__WHAT THE TASK REQUIRES__.
Retype all material exactly. Pictures stay out of the copy.
******************************
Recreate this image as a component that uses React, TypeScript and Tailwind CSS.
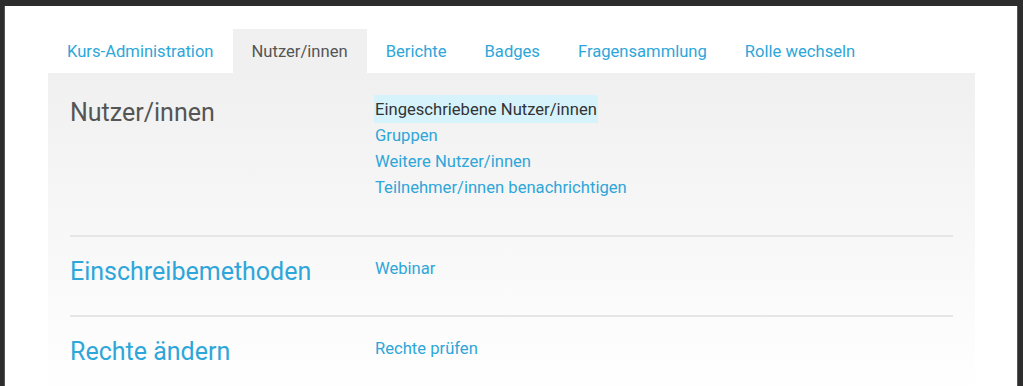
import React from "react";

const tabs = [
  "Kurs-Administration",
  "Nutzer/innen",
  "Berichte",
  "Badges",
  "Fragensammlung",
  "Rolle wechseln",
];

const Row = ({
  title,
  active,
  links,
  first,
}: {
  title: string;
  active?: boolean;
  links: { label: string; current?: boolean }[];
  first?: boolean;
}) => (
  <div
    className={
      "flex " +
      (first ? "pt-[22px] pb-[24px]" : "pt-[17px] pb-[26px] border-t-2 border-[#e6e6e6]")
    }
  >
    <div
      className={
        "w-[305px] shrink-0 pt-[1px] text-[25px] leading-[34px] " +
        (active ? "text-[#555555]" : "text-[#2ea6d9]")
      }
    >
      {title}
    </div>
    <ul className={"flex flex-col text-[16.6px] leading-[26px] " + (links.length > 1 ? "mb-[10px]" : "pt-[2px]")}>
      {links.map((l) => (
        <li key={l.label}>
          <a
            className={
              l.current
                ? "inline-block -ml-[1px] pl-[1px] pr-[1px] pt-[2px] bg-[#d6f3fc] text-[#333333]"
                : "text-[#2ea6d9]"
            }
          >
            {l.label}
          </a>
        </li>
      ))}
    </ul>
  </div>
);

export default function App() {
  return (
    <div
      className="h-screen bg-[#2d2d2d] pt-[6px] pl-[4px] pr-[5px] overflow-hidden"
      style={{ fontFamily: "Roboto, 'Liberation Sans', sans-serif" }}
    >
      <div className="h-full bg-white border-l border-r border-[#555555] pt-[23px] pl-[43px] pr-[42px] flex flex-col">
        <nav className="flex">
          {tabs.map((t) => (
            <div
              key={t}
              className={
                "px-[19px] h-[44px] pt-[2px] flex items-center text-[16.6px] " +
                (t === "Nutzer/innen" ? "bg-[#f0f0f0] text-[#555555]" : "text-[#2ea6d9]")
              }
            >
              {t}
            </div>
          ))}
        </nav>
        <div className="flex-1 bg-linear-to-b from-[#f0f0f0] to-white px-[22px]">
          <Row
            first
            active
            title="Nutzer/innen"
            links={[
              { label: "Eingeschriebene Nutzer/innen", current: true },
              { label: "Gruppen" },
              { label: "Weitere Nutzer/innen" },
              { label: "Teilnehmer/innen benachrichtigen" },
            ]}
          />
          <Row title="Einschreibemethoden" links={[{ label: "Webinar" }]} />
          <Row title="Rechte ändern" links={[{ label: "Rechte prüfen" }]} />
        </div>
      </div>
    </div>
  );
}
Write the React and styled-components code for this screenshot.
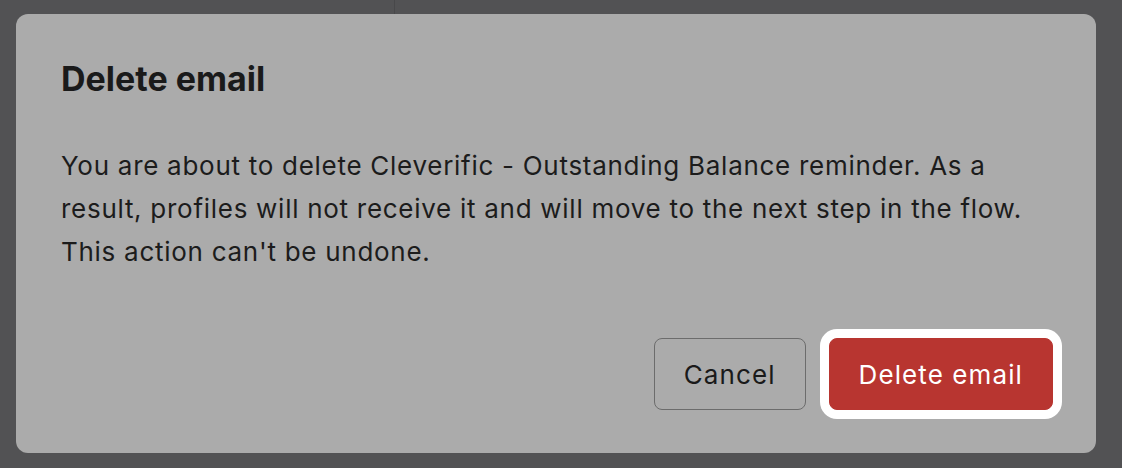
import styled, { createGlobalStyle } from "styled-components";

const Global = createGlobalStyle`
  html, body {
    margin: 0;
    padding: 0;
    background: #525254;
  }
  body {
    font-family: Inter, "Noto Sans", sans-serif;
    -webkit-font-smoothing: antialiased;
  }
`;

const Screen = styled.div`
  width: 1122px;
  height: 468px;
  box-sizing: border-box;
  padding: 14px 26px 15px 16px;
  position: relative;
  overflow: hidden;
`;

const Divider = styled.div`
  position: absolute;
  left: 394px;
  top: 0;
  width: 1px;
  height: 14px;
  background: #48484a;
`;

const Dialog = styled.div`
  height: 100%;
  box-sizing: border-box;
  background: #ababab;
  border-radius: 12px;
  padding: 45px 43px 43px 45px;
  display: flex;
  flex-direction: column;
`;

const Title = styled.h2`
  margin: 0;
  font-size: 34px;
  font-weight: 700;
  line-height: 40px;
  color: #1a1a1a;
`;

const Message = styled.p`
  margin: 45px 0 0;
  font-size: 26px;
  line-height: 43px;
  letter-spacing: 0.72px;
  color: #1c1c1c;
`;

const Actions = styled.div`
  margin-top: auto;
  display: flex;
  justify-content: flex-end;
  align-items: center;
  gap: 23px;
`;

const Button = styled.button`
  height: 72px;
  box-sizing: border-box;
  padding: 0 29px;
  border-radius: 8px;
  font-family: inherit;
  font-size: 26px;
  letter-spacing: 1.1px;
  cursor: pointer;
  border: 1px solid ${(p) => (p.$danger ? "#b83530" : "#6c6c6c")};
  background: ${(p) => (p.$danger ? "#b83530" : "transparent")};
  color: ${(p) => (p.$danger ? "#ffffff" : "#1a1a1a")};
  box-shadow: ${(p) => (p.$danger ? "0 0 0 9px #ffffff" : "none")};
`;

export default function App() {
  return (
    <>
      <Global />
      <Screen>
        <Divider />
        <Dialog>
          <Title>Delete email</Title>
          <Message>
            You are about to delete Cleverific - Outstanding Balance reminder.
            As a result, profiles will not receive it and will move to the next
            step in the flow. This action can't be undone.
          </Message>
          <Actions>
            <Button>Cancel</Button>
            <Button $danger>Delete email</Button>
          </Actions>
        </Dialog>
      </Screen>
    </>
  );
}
******************************
__ANSWER TO THIS PROBLEM__.
Recreate this image as a component that uses React, TypeScript and Tailwind CSS.
import React from "react";

const tabs = [
  "Kurs-Administration",
  "Nutzer/innen",
  "Berichte",
  "Badges",
  "Fragensammlung",
  "Rolle wechseln",
];

const Row = ({
  title,
  active,
  links,
  first,
}: {
  title: string;
  active?: boolean;
  links: { label: string; current?: boolean }[];
  first?: boolean;
}) => (
  <div
    className={
      "flex " +
      (first ? "pt-[22px] pb-[24px]" : "pt-[17px] pb-[26px] border-t-2 border-[#e6e6e6]")
    }
  >
    <div
      className={
        "w-[305px] shrink-0 pt-[1px] text-[25px] leading-[34px] " +
        (active ? "text-[#555555]" : "text-[#2ea6d9]")
      }
    >
      {title}
    </div>
    <ul className={"flex flex-col text-[16.6px] leading-[26px] " + (links.length > 1 ? "mb-[10px]" : "pt-[2px]")}>
      {links.map((l) => (
        <li key={l.label}>
          <a
            className={
              l.current
                ? "inline-block -ml-[1px] pl-[1px] pr-[1px] pt-[2px] bg-[#d6f3fc] text-[#333333]"
                : "text-[#2ea6d9]"
            }
          >
            {l.label}
          </a>
        </li>
      ))}
    </ul>
  </div>
);

export default function App() {
  return (
    <div
      className="h-screen bg-[#2d2d2d] pt-[6px] pl-[4px] pr-[5px] overflow-hidden"
      style={{ fontFamily: "Roboto, 'Liberation Sans', sans-serif" }}
    >
      <div className="h-full bg-white border-l border-r border-[#555555] pt-[23px] pl-[43px] pr-[42px] flex flex-col">
        <nav className="flex">
          {tabs.map((t) => (
            <div
              key={t}
              className={
                "px-[19px] h-[44px] pt-[2px] flex items-center text-[16.6px] " +
                (t === "Nutzer/innen" ? "bg-[#f0f0f0] text-[#555555]" : "text-[#2ea6d9]")
              }
            >
              {t}
            </div>
          ))}
        </nav>
        <div className="flex-1 bg-linear-to-b from-[#f0f0f0] to-white px-[22px]">
          <Row
            first
            active
            title="Nutzer/innen"
            links={[
              { label: "Eingeschriebene Nutzer/innen", current: true },
              { label: "Gruppen" },
              { label: "Weitere Nutzer/innen" },
              { label: "Teilnehmer/innen benachrichtigen" },
            ]}
          />
          <Row title="Einschreibemethoden" links={[{ label: "Webinar" }]} />
          <Row title="Rechte ändern" links={[{ label: "Rechte prüfen" }]} />
        </div>
      </div>
    </div>
  );
}
Write the React and styled-components code for this screenshot.
import styled, { createGlobalStyle } from "styled-components";

const Global = createGlobalStyle`
  html, body {
    margin: 0;
    padding: 0;
    background: #525254;
  }
  body {
    font-family: Inter, "Noto Sans", sans-serif;
    -webkit-font-smoothing: antialiased;
  }
`;

const Screen = styled.div`
  width: 1122px;
  height: 468px;
  box-sizing: border-box;
  padding: 14px 26px 15px 16px;
  position: relative;
  overflow: hidden;
`;

const Divider = styled.div`
  position: absolute;
  left: 394px;
  top: 0;
  width: 1px;
  height: 14px;
  background: #48484a;
`;

const Dialog = styled.div`
  height: 100%;
  box-sizing: border-box;
  background: #ababab;
  border-radius: 12px;
  padding: 45px 43px 43px 45px;
  display: flex;
  flex-direction: column;
`;

const Title = styled.h2`
  margin: 0;
  font-size: 34px;
  font-weight: 700;
  line-height: 40px;
  color: #1a1a1a;
`;

const Message = styled.p`
  margin: 45px 0 0;
  font-size: 26px;
  line-height: 43px;
  letter-spacing: 0.72px;
  color: #1c1c1c;
`;

const Actions = styled.div`
  margin-top: auto;
  display: flex;
  justify-content: flex-end;
  align-items: center;
  gap: 23px;
`;

const Button = styled.button`
  height: 72px;
  box-sizing: border-box;
  padding: 0 29px;
  border-radius: 8px;
  font-family: inherit;
  font-size: 26px;
  letter-spacing: 1.1px;
  cursor: pointer;
  border: 1px solid ${(p) => (p.$danger ? "#b83530" : "#6c6c6c")};
  background: ${(p) => (p.$danger ? "#b83530" : "transparent")};
  color: ${(p) => (p.$danger ? "#ffffff" : "#1a1a1a")};
  box-shadow: ${(p) => (p.$danger ? "0 0 0 9px #ffffff" : "none")};
`;

export default function App() {
  return (
    <>
      <Global />
      <Screen>
        <Divider />
        <Dialog>
          <Title>Delete email</Title>
          <Message>
            You are about to delete Cleverific - Outstanding Balance reminder.
            As a result, profiles will not receive it and will move to the next
            step in the flow. This action can't be undone.
          </Message>
          <Actions>
            <Button>Cancel</Button>
            <Button $danger>Delete email</Button>
          </Actions>
        </Dialog>
      </Screen>
    </>
  );
}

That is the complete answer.